Helen C.K.S. is back! Don’t fail to follow her link to the Handmade Ryan Gosling Tumbler.
There never was such a woman for good tips on websites and films. I offer my own with appropriate diffidence: Twenty Twelve is back. Friday, 10 pm, BBC 2. Lord Downton Abbey (=Hugh Bonneville) is transmogrified into Ian Fletcher, head of the Deliverance Committee in charge of arrangements for the Olympic Games. Olympophobes like me and my husband may enjoy it a teensy bit more than the general population, but there is a lot for everyone if it's half as good as the first series.

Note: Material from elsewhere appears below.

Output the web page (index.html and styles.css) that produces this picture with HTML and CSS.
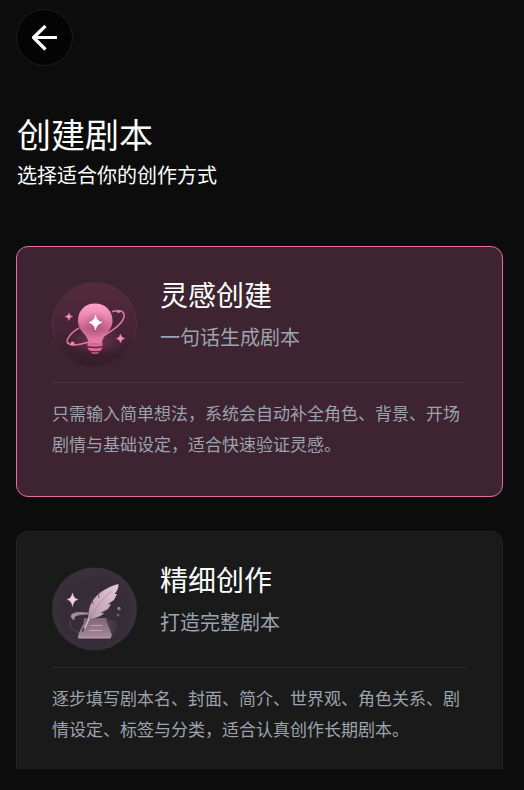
FILE: index.html
```html
<!DOCTYPE html>
<html lang="zh-CN">
<head>
<meta charset="utf-8">
<meta name="viewport" content="width=device-width, initial-scale=1">
<title>创建剧本</title>
<link rel="stylesheet" href="styles.css">
</head>
<body>
<header class="topbar">
  <button class="back" type="button" aria-label="返回">
    <svg viewBox="0 0 30 30" width="30" height="30" fill="none" stroke="#fff" stroke-width="3.2" stroke-linejoin="round" aria-hidden="true"><path d="M27 14.500H4M15.500 3L3.500 14.500L15.500 26.500"/></svg>
  </button>
</header>
<main class="page">
  <div class="heading">
    <h1 class="heading-title">创建剧本</h1>
    <p class="heading-sub">选择适合你的创作方式</p>
  </div>
  <div class="list">
    <a class="card card-active" href="#quick">
      <div class="card-head">
        <svg class="art" viewBox="0 0 85 85" aria-hidden="true">
          <defs>
            <linearGradient id="disc1" x1="0" y1="0" x2="0" y2="1"><stop offset="0" stop-color="#532b3d"/><stop offset=".5" stop-color="#482536"/><stop offset="1" stop-color="#341d29"/></linearGradient>
            <linearGradient id="edge1" x1="0" y1="0" x2="0" y2="1"><stop offset="0" stop-color="#552c3e"/><stop offset=".5" stop-color="#5a2f42"/><stop offset="1" stop-color="#371f2b"/></linearGradient>
            <linearGradient id="bulb" x1="0" y1="0" x2="0" y2="1"><stop offset="0" stop-color="#ffa3c8"/><stop offset=".35" stop-color="#e884ad"/><stop offset=".65" stop-color="#c4638b"/><stop offset="1" stop-color="#e880a9"/></linearGradient>
            <radialGradient id="core"><stop offset="0" stop-color="#96486b" stop-opacity=".6"/><stop offset="1" stop-color="#96486b" stop-opacity="0"/></radialGradient>
            <radialGradient id="glow"><stop offset="0" stop-color="#9d4b6d" stop-opacity=".45"/><stop offset="1" stop-color="#9d4b6d" stop-opacity="0"/></radialGradient>
          </defs>
          <circle cx="42.500" cy="42.500" r="42" fill="url(#disc1)" stroke="url(#edge1)"/>
          <ellipse cx="44" cy="59" rx="30" ry="14" fill="url(#glow)"/>
          <path d="M27 46C18 51 13 59 16 61.500" fill="none" stroke="#dc739c" stroke-width="1.500"/>
          <path d="M43 21.500C32.500 21.500 26 29 26 38.500C26 46 30 49.500 33.500 53.500C36 56.500 36 60 37 61H49.500C50.500 59 51 56 53.500 53C57 49 60.500 45.500 60.500 38.500C60.500 29 53.500 21.500 43 21.500Z" fill="url(#bulb)"/>
          <circle cx="43" cy="43" r="13" fill="url(#core)"/>
          <path d="M35.500 60.500Q43 62 50.500 60.500V64Q43 65.500 35.500 64ZM35.500 65.500Q43 67 50.500 65.500L49 68.500Q43 70 37 68.500Z" fill="#d96c97"/>
          <path d="M38.500 69.500Q43 71 47.500 69.500L45.500 72H40.500Z" fill="#b85780"/>
          <path d="M60.500 29.500C68 27.500 73 29 72 35C70 44 51 56 35 60.500C25 63.500 17 64 16 60.500" fill="none" stroke="#e3799f" stroke-width="1.500" stroke-linecap="round"/>
          <circle cx="20.500" cy="61.500" r="2" fill="#ed83ac"/><circle cx="66.500" cy="29.500" r="1.600" fill="#ed83ac"/>
          <path d="M43.500 33Q44.500 39 50 40.500Q44.500 42 43.500 48Q42.500 42 37 40.500Q42.500 39 43.500 33Z" fill="#fff" stroke="#fff" stroke-width=".6"/>
          <path d="M17 31Q17.500 34 20.500 34.500Q17.500 35 17 38.500Q16.500 35 13 34.500Q16.500 34 17 31ZM68.500 52Q69 55.500 72.500 56.500Q69 57.500 68.500 61Q68 57.500 64.500 56.500Q68 55.500 68.500 52Z" fill="#f58fb6" stroke="#e47fa6" stroke-width=".5"/>
        </svg>
        <div class="card-text">
          <h2 class="card-title">灵感创建</h2>
          <p class="card-sub">一句话生成剧本</p>
        </div>
      </div>
      <p class="card-desc">只需输入简单想法，系统会自动补全角色、背景、开场剧情与基础设定，适合快速验证灵感。</p>
    </a>
    <a class="card" href="#detailed">
      <div class="card-head">
        <svg class="art" viewBox="0 0 85 85" aria-hidden="true">
          <defs>
            <radialGradient id="disc2" cx=".5" cy=".55" r=".55"><stop offset="0" stop-color="#3c303c"/><stop offset=".6" stop-color="#352c38"/><stop offset="1" stop-color="#3c303d"/></radialGradient>
            <linearGradient id="feather" x1="1" y1="0" x2="0" y2="1"><stop offset="0" stop-color="#e5cbdc"/><stop offset=".55" stop-color="#c5a7b9"/><stop offset="1" stop-color="#a1849a"/></linearGradient>
            <linearGradient id="paper" x1="0" y1="0" x2="0" y2="1"><stop offset="0" stop-color="#7f6376"/><stop offset="1" stop-color="#a98b9e"/></linearGradient>
            <linearGradient id="shade"><stop offset="0" stop-color="#8b6d81" stop-opacity=".75"/><stop offset="1" stop-color="#8b6d81" stop-opacity="0"/></linearGradient>
          </defs>
          <ellipse cx="42.500" cy="42" rx="42.500" ry="41.500" fill="url(#disc2)"/>
          <path d="M55 53L67 54Q66 65 58 71H40Z" fill="url(#shade)"/>
          <path d="M36 46Q20 44 19 49Q19 51 22 53Q20 47 36 47Z" fill="#aa8b9f" stroke="#aa8b9f" stroke-width=".8"/>
          <path d="M18 54Q17 62 27 66" fill="none" stroke="#5b4858"/>
          <path d="M32 51H55Q53.500 54 56 58L59.500 67Q60 71 57 71.500H26Q25.500 69 27 66L31.500 56Q32 53 32 51Z" fill="url(#paper)"/>
          <path d="M27 70.500H59" stroke="#b696a9" stroke-width="1.300"/>
          <path d="M39 58.500H50M37 63.500H50" stroke="#c3a3b7" stroke-width="1.200"/>
          <path d="M66.500 17C55 19.500 42 28 38 39C36 44 37 48 35.500 53L31 64L38 52C44 51 50 49 52 46L48.500 46L56 42L59 37L55.500 37.500L62 33L65 27L62.500 27Q66.500 23 66.500 17Z" fill="url(#feather)"/>
          <path d="M60 24C51 31 42 43 37 53" fill="none" stroke="#9b7f92" stroke-width=".6"/>
          <path d="M37 52L31 65" stroke="#dabfd0" stroke-width="1.300"/><path d="M32 61L30.500 65" stroke="#4b3946" stroke-width="1.800"/>
          <path d="M47 25L46.500 31M40 33L41 37" stroke="#5d4a59" stroke-width=".8"/>
          <path d="M20.500 26Q21.500 31.500 26 32.500Q21.500 33.500 20.500 39.500Q19.500 33.500 15 32.500Q19.500 31.500 20.500 26Z" fill="#f0d3e4" stroke="#d9bbcc" stroke-width=".5"/>
          <circle cx="67" cy="41.500" r="1.700" fill="#987b8e"/><circle cx="66" cy="48" r="1.400" fill="#725d6d"/>
        </svg>
        <div class="card-text">
          <h2 class="card-title">精细创作</h2>
          <p class="card-sub">打造完整剧本</p>
        </div>
      </div>
      <p class="card-desc">逐步填写剧本名、封面、简介、世界观、角色关系、剧情设定、标签与分类，适合认真创作长期剧本。</p>
    </a>
  </div>
</main>
</body>
</html>
```

FILE: styles.css
```css
* {
  box-sizing: border-box;
}

body {
  display: flex;
  flex-direction: column;
  height: 100vh;
  margin: 0;
  padding: 9px 21px 21px 16px;
  background: #0c0c0c;
  color: #fff;
  font-family: "Noto Sans CJK SC", sans-serif;
}

h1,
h2,
p {
  margin: 0;
  font-weight: 400;
}

.topbar {
  display: flex;
}

.back {
  display: flex;
  align-items: center;
  justify-content: center;
  width: 57px;
  height: 57px;
  padding: 0;
  border: 1px solid #1e1e1e;
  border-radius: 50%;
  background: #040404;
  cursor: pointer;
}

.page {
  display: flex;
  flex: 1;
  flex-direction: column;
  min-height: 0;
}

.heading {
  padding: 46px 1px 55px;
}

.heading-title {
  font-size: 34px;
  line-height: 44px;
}

.heading-sub {
  margin-top: 3px;
  font-size: 20px;
  line-height: 32px;
}

.list {
  display: flex;
  flex: 1;
  flex-direction: column;
  gap: 34px;
  min-height: 0;
  overflow-y: auto;
  scrollbar-width: none;
}

.card {
  flex-shrink: 0;
  padding: 35px 35px 37px;
  border: 1px solid #242424;
  border-radius: 12px;
  background: #1a1a1a;
  color: inherit;
  text-decoration: none;
}

.card-active {
  border-color: #e86ba6;
  background: #3d2430;
}

.card-head {
  display: flex;
  gap: 23px;
  padding-bottom: 15px;
  border-bottom: 1px solid rgba(255, 255, 255, 0.07);
}

.art {
  flex: none;
  width: 85px;
  height: 85px;
}

.card-title {
  font-size: 28px;
  line-height: 24px;
}

.card-sub {
  margin-top: 15px;
  color: #9ca3af;
  font-size: 20px;
  line-height: 32px;
}

.card-desc {
  padding-top: 14px;
  color: #9ca3af;
  font-size: 17px;
  line-height: 31px;
}
```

The v-neck vest needs one more evening, or part of one, after all. I’ve ribbed both sleeve-holes and am about halfway through the neck ribbing. I started at one shoulder and picked up stitches down the front at the agreed rate, three stitches for every four rows, and then back up the second side to the other shoulder – and only then, stopped to count. I had exactly the same number of stitches on each side – 51. I’m not boasting or anything.
There is much to be said, and comments to be commented on, a propos both garlic mustard and the Sky Scarf, but I think I will deviate into Something Completely Different (and self-indulgent).
On Monday evening, for half an hour or so, my vision was distorted as if I were looking through tears, or broken glass. I have learned, fairly recently in a long life, to worry about retinal detachment so I wondered if this were that, and went screaming to the optician yesterday, and it wasn’t, my retinas are fine.
When I had my cataracts done four or five years ago, the surgeon said that my eye sockets were unusually deep and that that made retinal detachment more likely than for people with shallower eye sockets. Live and learn. A whole new anxiety to put up there with macular degeneration. My sister is a doctor, you will remember, so naturally I conferred with her on the subject.
Within a week, she woke up with symptoms of retinal detachment – it was like looking through lace, she said. She had prompt laser treatment, and all is well. But it proves that it can happen, and that God has a sense of humour.
The optician thought my symptom sounded like the visual distortions which often precede a migraine – or can happen, painlessly, with no headache to follow. That’s news. See a doctor if it goes on happening, she said. I am so relieved that my sight is, for the moment, safe, that I don’t care about anything else.
But it was a scare, and a chilling one. A reminder – I don’t want to be too gloomy here – that something serious and bad will happen in the reasonably near future, given my age.